Me recibió con una cálida sonrisa y dulce mirada. Sus delicados dedos asomaban bajo unas manoplas recortadas. Coloradas, salteadas de topos blancos, a juego con la bufanda. Sujetaba el tazón humeante, con ambas manos, en un amago de sustraer algo del calor desprendido.

En seguida conectamos. Nos deshicimos de abrigos, guantes y bufandas. Charlábamos en un popurrí de inglés y castellano, salpicado con expresiones escocesas y algún que otro palabro importado de México, quizás fruto de un antiguo intercambio por su parte, o tal vez de algo más. Ese deje, al platicar, trajo briznas de recuerdo —pozos esmeralda, risa franca, nombre vikingo— que aparté con decisión y premura.

Me cayó genial al instante.

Rondaría mi edad, o algo menos.
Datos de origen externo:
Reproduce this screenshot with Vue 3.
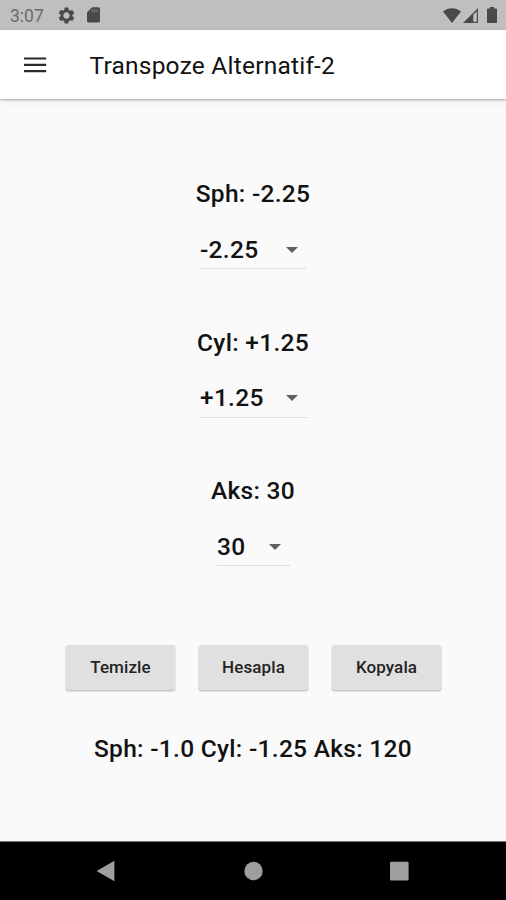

La experiencia me dicta lo difícil que es calcular  tal dato por estos lares. Nacida en Berlín, según me dijo, inglesa de adopción, cabello oscuro alborotado, ojos grandes, claros e inteligentes; tez blanquecina, añorante quizá, de aquellas playas del Caribe mejicano. Nubecillas de pecas salpican su rostro, confiriéndole un aspecto jovial, a la par que travieso.
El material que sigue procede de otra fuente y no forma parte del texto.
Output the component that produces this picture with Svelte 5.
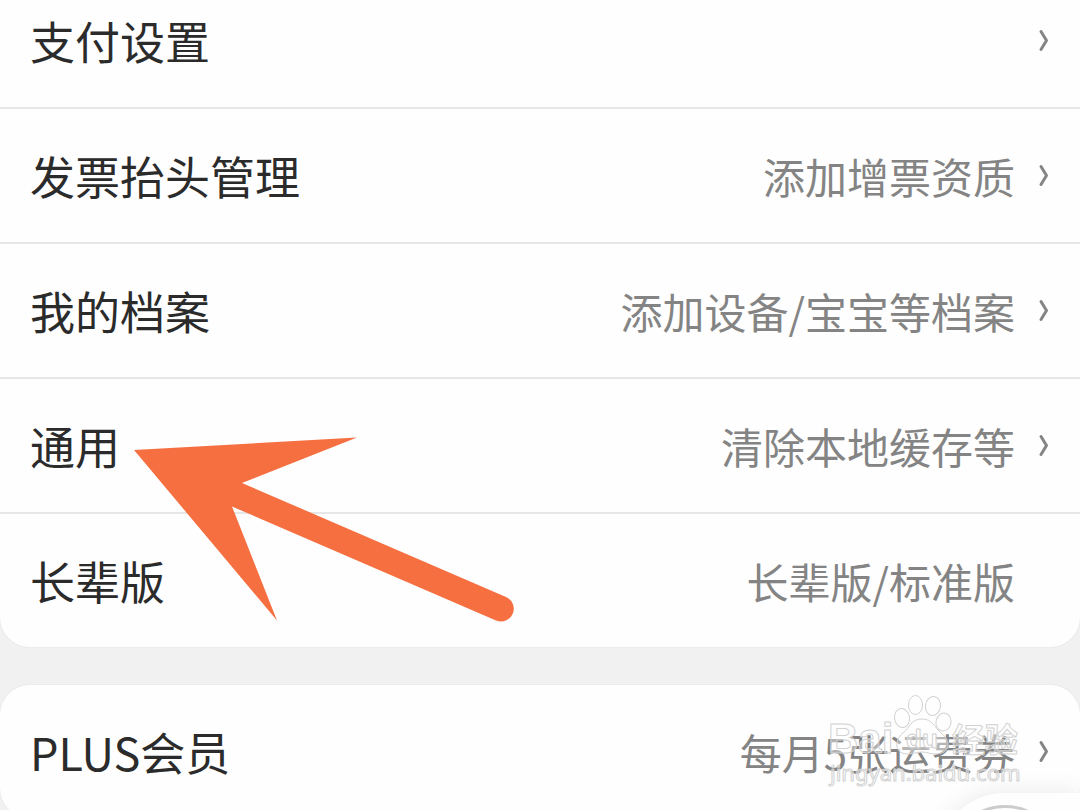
<script>
  const groups = [
    [
      { label: '支付设置', value: '', arrow: true },
      { label: '发票抬头管理', value: '添加增票资质', arrow: true },
      { label: '我的档案', value: '添加设备/宝宝等档案', arrow: true },
      { label: '通用', value: '清除本地缓存等', arrow: true },
      { label: '长辈版', value: '长辈版/标准版', arrow: false }
    ],
    [
      { label: 'PLUS会员', value: '每月5张运费券', arrow: true }
    ]
  ];
</script>

<div class="page">
  <main class="settings">
    {#each groups as rows}
      <ul class="group">
        {#each rows as row}
          <li>
            <button class="row" type="button">
              <span class="label">{row.label}</span>
              <span class="value">{row.value}</span>
              <span class="chevron">
                {#if row.arrow}
                  <svg width="12" height="24" viewBox="0 0 12 24" aria-hidden="true">
                    <path d="M4 2.500 L9.500 11.500 L4 20.500" />
                  </svg>
                {/if}
              </span>
            </button>
          </li>
        {/each}
      </ul>
    {/each}
  </main>

  <!-- arrow pointing at 通用 -->
  <svg class="pointer" width="382" height="188" viewBox="0 0 382 188" aria-hidden="true">
    <path d="M0 14 L223 1.500 L108 47 L372 161 A12.700 12.700 0 0 1 362 184.500 L98 70.500 L143 184.500 Z" />
  </svg>

  <!-- watermark -->
  <svg class="watermark" width="210" height="100" viewBox="0 0 210 100">
    <g class="paw">
      <ellipse cx="79" cy="28" rx="7.500" ry="9.500" transform="rotate(-8 79 28)" />
      <ellipse cx="92.500" cy="15" rx="7" ry="9.500" />
      <ellipse cx="110" cy="16" rx="7.500" ry="9.500" transform="rotate(8 110 16)" />
      <ellipse cx="120.500" cy="32" rx="7.500" ry="9" transform="rotate(12 120.500 32)" />
      <path d="M99 29 C88 29 87 37 80 43 C70 51 72 65 86 64 C92 63.500 94 62 99 62 C104 62 107 64 113 64 C127 64 129 51 118 43 C111 37 110 29 99 29 Z" />
    </g>
    <text class="brand" x="5" y="63">Bai</text>
    <text class="du" x="83" y="58">du</text>
    <text class="brand-cn" x="129" y="62">经验</text>
    <text class="url" x="7" y="91">jingyan.baidu.com</text>
  </svg>

  <button class="float" type="button" aria-label="客服">
    <span class="ring"></span>
  </button>
</div>

<style>
  :global(body) {
    margin: 0;
    background: #f1f1f1;
    font-family: 'Noto Sans CJK SC', 'Noto Sans', sans-serif;
  }

  .page {
    position: relative;
    height: 100vh;
    overflow: hidden;
    background: #f1f1f1;
  }

  /* list is scrolled a little, so the first row is cut off */
  .settings {
    display: flex;
    flex-direction: column;
    gap: 38px;
    margin-top: -26px;
  }

  .group {
    margin: 0;
    padding: 0;
    list-style: none;
    background: #fefefe;
    border-radius: 30px;
    box-shadow: 0 0 0 1px #ebebeb;
    overflow: hidden;
  }

  li + li {
    border-top: 2px solid #e6e6e6;
  }

  .row {
    display: flex;
    align-items: center;
    width: 100%;
    height: 133px;
    padding: 0 31px 0 30px;
    border: 0;
    background: none;
    font-family: inherit;
    text-align: left;
    cursor: pointer;
  }

  .label {
    flex: 1;
    font-size: 45px;
    line-height: 60px;
    color: #2b2b2b;
  }

  .value {
    font-size: 42px;
    line-height: 60px;
    color: #848484;
  }

  .chevron {
    display: flex;
    width: 12px;
    height: 24px;
    margin-left: 22px;
  }

  .chevron svg {
    overflow: visible;
  }

  .chevron path {
    fill: none;
    stroke: #848484;
    stroke-width: 3;
    stroke-linecap: round;
    stroke-linejoin: round;
  }

  .pointer {
    position: absolute;
    top: 436px;
    left: 134px;
    fill: #f66f40;
    pointer-events: none;
  }

  .watermark {
    position: absolute;
    top: 690px;
    left: 823px;
    pointer-events: none;
  }

  .watermark text,
  .paw {
    fill: #ffffff;
    fill-opacity: 0.4;
    stroke: #d2d2d2;
    stroke-width: 1;
    stroke-linejoin: round;
  }

  .brand {
    font: bold 42px 'Liberation Sans', sans-serif;
  }

  .du {
    font: bold 26px 'Liberation Sans', sans-serif;
  }

  .brand-cn {
    font: bold 33px 'Noto Sans CJK SC', sans-serif;
  }

  .url {
    font: 22px 'Noto Sans', sans-serif;
  }

  .float {
    position: absolute;
    right: 0;
    top: 793px;
    width: 143px;
    height: 136px;
    padding: 12px;
    border: 0;
    border-radius: 68px 0 0 68px;
    background: #fefefe;
    box-shadow: 0 0 24px rgba(0, 0, 0, 0.09);
  }

  .ring {
    display: block;
    width: 112px;
    height: 112px;
    box-sizing: border-box;
    border: 3px solid #cccccc;
    border-radius: 50%;
  }
</style>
Aunque puedas llegar a intuir algo peculiar, a sentir buenas vibraciones con alguien desconocido, nunca podrás saber que tal persona grabará una huella imborrable en tu disco duro. Allí sentados, frente a frente, cuadernos abiertos, ella tras su infusión de hierbas, tú con el habitual café en tazón desproporcionado. Escuchas, observas, haces alguna observación: una erre menospreciada, un tiempo verbal incorrecto, un chascarrillo que conceda cuartelillo. Otra lección más, piensas. Sin embargo, te encuentras más a gusto de lo habitual. Eso es bueno, te dices. Sonríes al imaginar una clase grupal, esta chica, fina, educada, culta, junto a la pareja de adorables monstruos, Hugh y Shean, con los que continúas quedando de vez en cuando. Mismo idioma, diferente planeta.

Con el tiempo hicimos buenas migas. Incluso me ayudó en un difícil episodio, cuando extravié a una amiga. Visita a comisaría, e “interrogatorio”, incluidos. Tal vez, algún día lo relate, quizás no. Dialogamos acerca de nuestros trabajos, inquietudes, desamores, aventuras y sueños. Me contó cómo resultó la experiencia de vivir un año en Mongolia. Integrarse con sus gentes, adoptando las costumbres, aprendiendo su idioma. Penurias vividas, crudeza día a día. La supervivencia sin envoltorio ni lacito; por ejemplo, cómo debía perforar un agujero en el hielo, para extraer agua cada mañana. Me describió el frío paralizante, la soledad, el silencio atronador, las muestras de cariño de aquellos extraños, algún capítulo de miedo, la añoranza, los ruidos nocturnos, las lágrimas, la cúpula negra plagada de estrellas…, el “oír las aves volar”.

Sabiéndome lector, un día me obsequió su libro. Añadiendo sonrisa y guiño a la entrañable dedicatoria.

—Toma, mejor lees la historia, porque mi español es muy malo — dijo, en perfecto castellano.

Observé aquella portada, la misma que contemplo al borde del ordenador mientras escribo estas líneas. Muestra un pastor mongol, en primer plano, junto a su hijo pequeño de cabello rapado. Ambos miran al objetivo, éste con ceño fruncido, reflejando cierto recelo, apoyando su manita sobre la pierna protectora; aquél, pipa en boca, sentado sobre una piedra a ras de suelo, quizás intentando transmitir serenidad a su vástago. Al fondo, un yak, de generosa cornamenta, pasta sobre la hierba, indiferente a la escena. El cielo aparece uniforme, de un azul puro, como recién pintado, sin una mota blanca.

Releo el título de la edición traducida al español:

   Bajo un Cielo Azul Cobalto

(En las estepas de Mongolia)

    Premio Ondaatje 2004

 

Pronto comprobé que aquella mujer escribía mejor aún que hablaba. Relata de tal forma sus andanzas que te transporta en el tiempo y espacio; rehaces junto a ella su viaje, sientes la gelidez del lugar, la soledad; su miedo aporrea tu puerta; las carcajadas resuenan entre las paredes de tu cuarto; sorprende su coraje, su sinceridad; pasas hoja tras hoja, mientras respiras hondo bajo aquel cielo inmaculado; pierdes la mirada, ensimismado al vislumbrar el fulgor de un millón de estrellas.

Así conocí a Louisa Waugh, escritora, periodista, espíritu libre…, amiga.